豆瓣：https://book.douban.com/subject/30275479/

背景調研

檢查robots.txt

大多數的網站都會定義robots.txt文件，這樣可以讓爬蟲了解爬取該網站時存在哪些限制。這些限制雖然是僅僅作為建議給出，但是良好的網絡公民都應當遵守這些限制。

更多信息參見：https://www.robotstxt.org

示例：

訪問http://example.python-scraping.com/robots.txt獲取如下內容：

# section 1
User-agent: BadCrawler
Disallow: /

# section 2
User-agent: *
Disallow: /trap 
Crawl-delay: 5

# section 3
Sitemap: http://example.python-scraping.com/sitemap.xml

在section1中，robots.txt文件禁止用戶代理未BadCcrawler的爬蟲爬取該網站，不過這種寫法可能無法起到應有的作用，因為惡意爬蟲根本不會遵從robots.txt的要求。

section2規定，無論使用哪種用戶代理，都應該在兩次下載請求之間給出5秒的抓取延遲，我們需要遵從建議以免服務器過載。這里還有一個/trap鏈接，用於封禁那些爬取了不允許訪問的鏈接的惡意爬蟲。如果你訪問了這個鏈接，服務器就會封禁你的IP一分鍾！一個真實的網站可能會對你的IP封禁更長時間，甚至是永久封禁。

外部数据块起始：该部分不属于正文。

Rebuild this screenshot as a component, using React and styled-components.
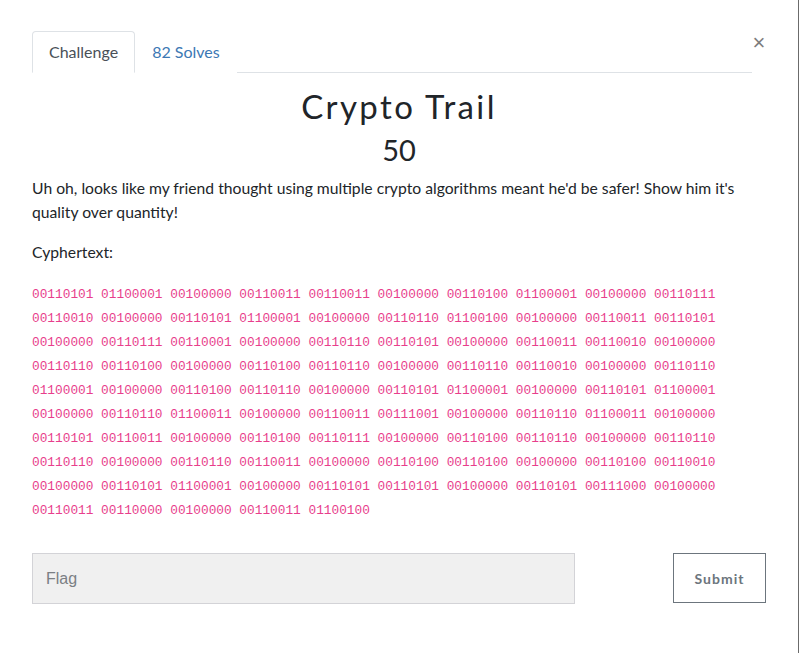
import React from 'react'
import styled, { createGlobalStyle } from 'styled-components'

const GlobalStyle = createGlobalStyle`
  html, body {
    margin: 0;
    padding: 0;
    background: #fff;
  }
  body {
    font-family: Lato, "Noto Sans", sans-serif;
    color: #212529;
  }
`

const Modal = styled.div`
  box-sizing: border-box;
  width: 799px;
  min-height: 653px;
  padding: 31px 32px 0 32px;
  border-right: 1px solid #6b6b6b;
`

const Header = styled.div`
  display: flex;
  align-items: flex-start;
`

const TabList = styled.div`
  flex: 1;
  display: flex;
  border-bottom: 1px solid #dee2e6;
`

const Tab = styled.div`
  box-sizing: border-box;
  height: 42px;
  padding: 0 16px 1px;
  display: flex;
  align-items: center;
  font-size: 16px;
  margin-bottom: -1px;
  border: 1px solid ${p => (p.$active ? '#dee2e6' : 'transparent')};
  border-bottom-color: ${p => (p.$active ? '#fff' : 'transparent')};
  border-radius: 4px 4px 0 0;
  background: #fff;
  color: ${p => (p.$active ? '#495057' : '#3c78b4')};
`

const Close = styled.div`
  width: 14px;
  padding-top: 1px;
  text-align: center;
  font-family: "Liberation Sans", Arial, sans-serif;
  font-size: 22px;
  line-height: 22px;
  color: #7d7d7d;
`

const Title = styled.h1`
  margin: 13px 0 0;
  text-align: center;
  font-family: Lato, sans-serif;
  font-weight: 400;
  font-size: 33px;
  line-height: 40px;
  letter-spacing: 2.4px;
  color: #212529;
`

const Points = styled.h2`
  margin: 6px 0 0;
  text-align: center;
  font-weight: 400;
  font-size: 29px;
  line-height: 36px;
`

const Text = styled.p`
  margin: 0 0 16px;
  font-size: 15.7px;
  line-height: 24px;
`

const Description = styled.div`
  margin-top: 8px;
`

const Cipher = styled.code`
  display: block;
  margin-top: 19px;
  font-family: "Liberation Mono", "DejaVu Sans Mono", monospace;
  font-size: 12.8px;
  line-height: 24px;
  color: #e83e8c;
  word-wrap: break-word;
`

const Form = styled.div`
  display: flex;
  justify-content: space-between;
  align-items: flex-start;
  margin-top: 30px;
`

const FlagInput = styled.input`
  box-sizing: border-box;
  width: 543px;
  height: 51px;
  padding: 0 13px;
  border: 1px solid #d3d3d7;
  background: #f0f0f0;
  font-family: "Liberation Sans", Arial, sans-serif;
  font-size: 16px;
  color: #495057;
  outline: none;

  &::placeholder {
    color: #7b7f84;
  }
`

const SubmitButton = styled.button`
  box-sizing: border-box;
  width: 93px;
  height: 50px;
  border: 1px solid #6c757d;
  border-radius: 0;
  background: #fff;
  font-family: Lato, sans-serif;
  font-weight: 700;
  font-size: 14px;
  letter-spacing: 1px;
  color: #6c757d;
`

const cipherText =
  '00110101 01100001 00100000 00110011 00110011 00100000 00110100 01100001 00100000 00110111 ' +
  '00110010 00100000 00110101 01100001 00100000 00110110 01100100 00100000 00110011 00110101 ' +
  '00100000 00110111 00110001 00100000 00110110 00110101 00100000 00110011 00110010 00100000 ' +
  '00110110 00110100 00100000 00110100 00110110 00100000 00110110 00110010 00100000 00110110 ' +
  '01100001 00100000 00110100 00110110 00100000 00110101 01100001 00100000 00110101 01100001 ' +
  '00100000 00110110 01100011 00100000 00110011 00111001 00100000 00110110 01100011 00100000 ' +
  '00110101 00110011 00100000 00110100 00110111 00100000 00110100 00110110 00100000 00110110 ' +
  '00110110 00100000 00110110 00110011 00100000 00110100 00110100 00100000 00110100 00110010 ' +
  '00100000 00110101 01100001 00100000 00110101 00110101 00100000 00110101 00111000 00100000 ' +
  '00110011 00110000 00100000 00110011 01100100'

export default function App () {
  return (
    <>
      <GlobalStyle />
      <Modal>
        <Header>
          <TabList>
            <Tab $active>Challenge</Tab>
            <Tab>82 Solves</Tab>
          </TabList>
          <Close>×</Close>
        </Header>

        <Title>Crypto Trail</Title>
        <Points>50</Points>

        <Description>
          <Text>
            Uh oh, looks like my friend thought using multiple crypto algorithms meant he'd be safer! Show him it's quality over quantity!
          </Text>
          <Text>Cyphertext:</Text>
          <Cipher>{cipherText}</Cipher>
        </Description>

        <Form>
          <FlagInput placeholder='Flag' />
          <SubmitButton>Submit</SubmitButton>
        </Form>
      </Modal>
    </>
  )
}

section3定義了一個Sitemap文件（即網站地圖）。

檢查網站地圖

網站提供的Sitemap文件（即網站地圖）可以幫助爬蟲定位網站最新的內容，而無需爬取每一個網頁，如果想要了解更多信息，可以從https://www.sitemaps.org/protocol.html獲取網站地圖的標准定義。許多網站發布平台都有自動生成網站地圖的能力。下面是robots.txt文件中定位到的Sitemap文件的內容：

<?xml version="1.0" encoding="UTF-8"?>
<urlset xmlns="http://www.sitemaps.org/schemas/sitemap/0.9">
<url><loc>http://example.python-scraping.com/places/default/view/Afghanistan-1</loc></url>
<url><loc>http://example.python-scraping.com/places/default/view/Aland-Islands-2</loc></url>
<url><loc>http://example.python-scraping.com/places/default/view/Albania-3</loc></url>
...
</urlset>

網站地圖提供了所有網頁的鏈接

編寫第一個網絡爬蟲

下載網頁

import urllib.request
from urllib.error import URLError, HTTPError, ContentTooShortError


def download(url):
    print('Downloading:', url)
    try:
        html = urllib.request.urlopen(url).read()
    except (URLError, HTTPError, ContentTooShortError) as e:
        print('Download error:', e.reason)
        html = None
    return html

下載重試

下面代碼保證download函數在發送5xx錯誤時重新下載，可以嘗試下載 http://httpstat.us/500 ，該網址會始終返回500錯誤碼。

import urllib.request
from urllib.error import URLError, HTTPError, ContentTooShortError


def download(url, num_retries=2):
    print('Downloading:', url)
    try:
        html = urllib.request.urlopen(url).read()
    except (URLError, HTTPError, ContentTooShortError) as e:
        print('Download error:', e.reason)
        html = None
        if num_retries > 0:
            if hasattr(e, 'code') and 500 <= e.code < 600:
                # recursively retry 5xx HTTP errors
                return download(url, num_retries - 1)
    return html

設置用戶代理user-agent

默認情況下，urllib使用Python-urllib/3.x作為用戶代理下載網頁內容，其中3.x是環境當前所用的Python的版本號。也許是因為曾經歷過質量不佳的Python網絡爬蟲造成的服務器過載，一些網站還會封禁這個默認代理。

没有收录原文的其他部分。